Be Brief, Be Bold, Be Gone

Harvard Business Review surveyed nearly 200 senior executives from a variety of industries. Only 17% of these leaders stated that their meetings are a productive use of group or individual time. They reported having too many meetings with no clear purpose, no desired outcomes, and loss of focus due to irrelevant or unclear conversations.

Daily meetings shouldn’t last more than 15-20 minutes, weekly meetings shouldn’t last more than 45, and monthly meetings shouldn’t last more than 2 hours. Be brief and purposeful about what you’re presenting or asking for, know your desired outcomes well in advance, be bold in stating what matters, then be gone.

  • What are the ground rules, formats, and guidelines for your meetings?

7.

See, Feel, Believe

You can envision your biggest goal, but can you feel it in your gut? Not a metaphorical feeling–rather a true physical sensation in your body that ties the mental and emotional pieces of your goal together. If you can physically feel the goal, then you’re in the position to believe and achieve.

If the feeling isn’t there, I would reevaluate what you’re doing and why — perhaps what you’re doing isn’t the right thing for you. If working towards your biggest goals isn’t inspiring you or giving you life, you may be on the wrong path.

  • What is your gut telling you about a specific goal?

8.

Eliminate ALL Other Options

There’s an old story about commitment. In 1519, Captain Hernan Cortes and six hundred of his men sailed to an unknown land. Cortez was determined to settle this land, so immediately upon arriving, he ordered his men to burn the ships. Two years later, he succeeded in his conquest of the Aztec empire. This is an example of true commitment, and how withdrawal is all too easy when you give yourself the option.

Planning an exit strategy is just a safety net. Cortés was on a mission, and he knew the only way to keep himself or his men from quitting was to take the option off the table. Often, leaders revert back to what they know because it’s easier. To be successful, you need to take challenges head-on, fully committed (eliminating deadweight, embracing new processes or operating frameworks, etc.). Change doesn’t have a chance of working if you’ve already mapped out the off-ramp. In business, you have a choice of either doing what you’ve committed to or not.

  • What are your ships? Have you burned them yet? What are you afraid to let go of?

9.

Communicate and Connect

We get stuck in silos of texts and emails, floating through daily life with our headphones on. We neglect to get in a room and talk with one another enough.  What if you took the time to really connect with someone — venturing beyond just saying hi in the hallway?

You never know the value you could be giving (or getting) by simply connecting. We must communicate to truly connect. Once a connection is solidified, calls, emails, and texts can be utilized more often. But face-to-face interaction is imperative to build a strong element of trust, rapport, and connection.

  • Think of someone you’d like to build a stronger relationship with. Now, ask them to lunch or to have coffee.
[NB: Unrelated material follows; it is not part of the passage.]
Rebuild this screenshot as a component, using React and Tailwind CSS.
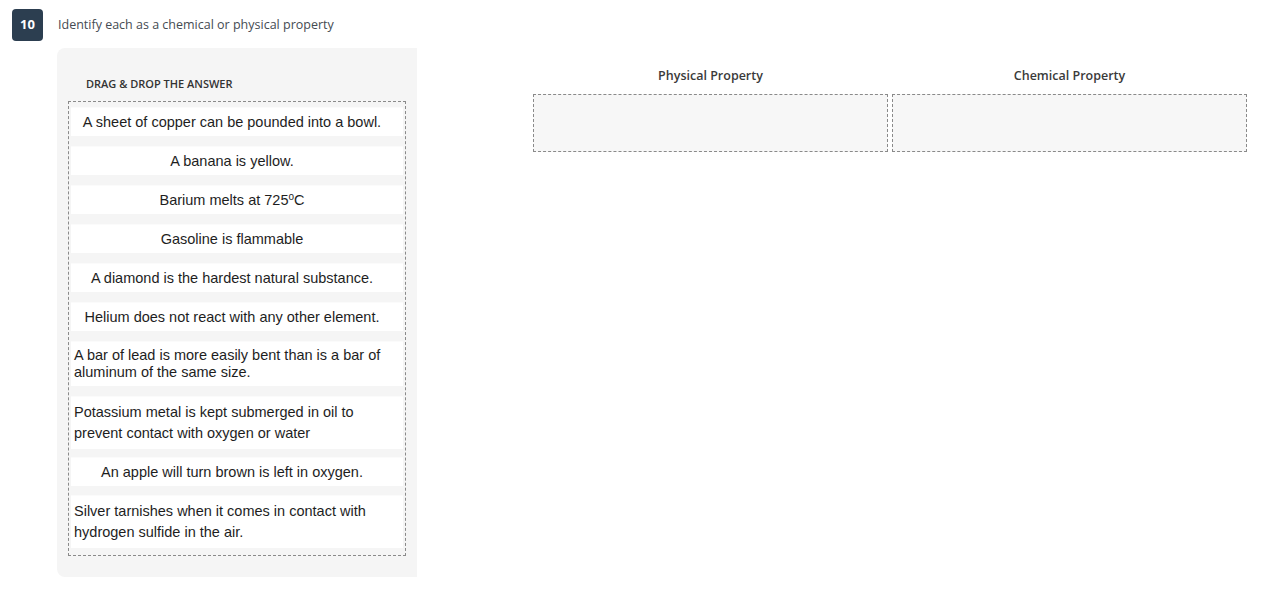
import React from 'react';

const answers = [
  { text: 'A sheet of copper can be pounded into a bowl.' },
  { text: 'A banana is yellow.' },
  { text: 'Barium melts at 725', sup: 'o', after: 'C' },
  { text: 'Gasoline is flammable' },
  { text: 'A diamond is the hardest natural substance.' },
  { text: 'Helium does not react with any other element.' },
  { text: 'A bar of lead is more easily bent than is a bar of aluminum of the same size.', left: true, leading: 'leading-[17px]' },
  { text: 'Potassium metal is kept submerged in oil to prevent contact with oxygen or water', left: true, leading: 'leading-[21px]' },
  { text: 'An apple will turn brown is left in oxygen.', shift: '-mt-[2px]' },
  { text: 'Silver tarnishes when it comes in contact with hydrogen sulfide in the air.', left: true, leading: 'leading-[21px]', shift: '-mt-[1px]' },
];

function AnswerItem({ item }) {
  return (
    <div className={`border-t border-[#fbfbfb] ${item.shift || ''}`}>
      <div
        className={`bg-white pl-[3px] pr-[13px] py-[5px] text-[14.5px] text-[#1e1e1e] ${item.leading || 'leading-[18px]'} ${item.left ? 'text-left' : 'text-center'}`}
        style={{ fontFamily: '"Liberation Sans", Arial, sans-serif' }}
      >
        {item.text}
        {item.sup && <sup className="text-[10px]">{item.sup}</sup>}
        {item.after}
      </div>
    </div>
  );
}

function DropZone({ title }) {
  return (
    <div className="flex-1 flex flex-col">
      <div className="text-center text-[12.5px] leading-[18px] font-semibold text-[#3a3a3a] mb-[9px]">
        {title}
      </div>
      <div className="h-[58px] bg-[#f7f7f7] border border-dashed border-[#8a8a8a]" />
    </div>
  );
}

export default function App() {
  return (
    <div
      className="min-h-screen bg-white pt-[9px] pl-[12px]"
      style={{ fontFamily: '"Open Sans", "Noto Sans", sans-serif' }}
    >
      {/* Question header */}
      <div className="flex items-center gap-[15px]">
        <div className="w-[31px] h-[32px] rounded-[4px] bg-[#2c3e50] text-white text-[13px] font-bold flex items-center justify-center">
          10
        </div>
        <div className="text-[12.5px] text-[#454b52]">Identify each as a chemical or physical property</div>
      </div>

      <div className="flex mt-[7px] pl-[45px]">
        {/* Answer bank */}
        <div className="w-[360px] shrink-0 bg-[#f5f5f5] rounded-l-lg px-[11px] pt-[28px] pb-[21px]">
          <div className="ml-[18px] mb-[9px] text-[11px] leading-[16px] font-semibold uppercase text-[#333]">
            Drag &amp; Drop the answer
          </div>
          <div className="border border-dashed border-[#8a8a8a] px-[2px] pt-[5px] pb-[7px] flex flex-col gap-[10px]">
            {answers.map((a, i) => (
              <AnswerItem key={i} item={a} />
            ))}
          </div>
        </div>

        {/* Drop targets */}
        <div className="flex-1 pl-[116px] pr-[35px] pt-[19px] flex gap-[4px]">
          <DropZone title="Physical Property" />
          <DropZone title="Chemical Property" />
        </div>
      </div>
    </div>
  );
}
If time is an issue, think about ways that might help you connect the next time you run into each other.

10.

Be Infectious

Being infectious is about energy. It’s the law of attraction: if you give off negative energy, you will attract negative energy. If you give off positive energy by being passionate about what you do, being present, finding ways to pump others up, showing gratitude and grace, you will receive it in return.

What many don’t realize is that it’s a conscious choice, but if you can live by this principle, it has a multiplicative effect to others around you. You can’t help but feel good being around positive people. It positions you to do what you need to serve your employees and clients best.

  • Are you aware of what type of energy you radiate? Is it negative or positive?

The Takeaway: these guidelines will help you create an actionable blueprint to help you and your team pave the way for success. If you have the discipline to follow them, you will see results and be on the path to get others rallied around your vision, too.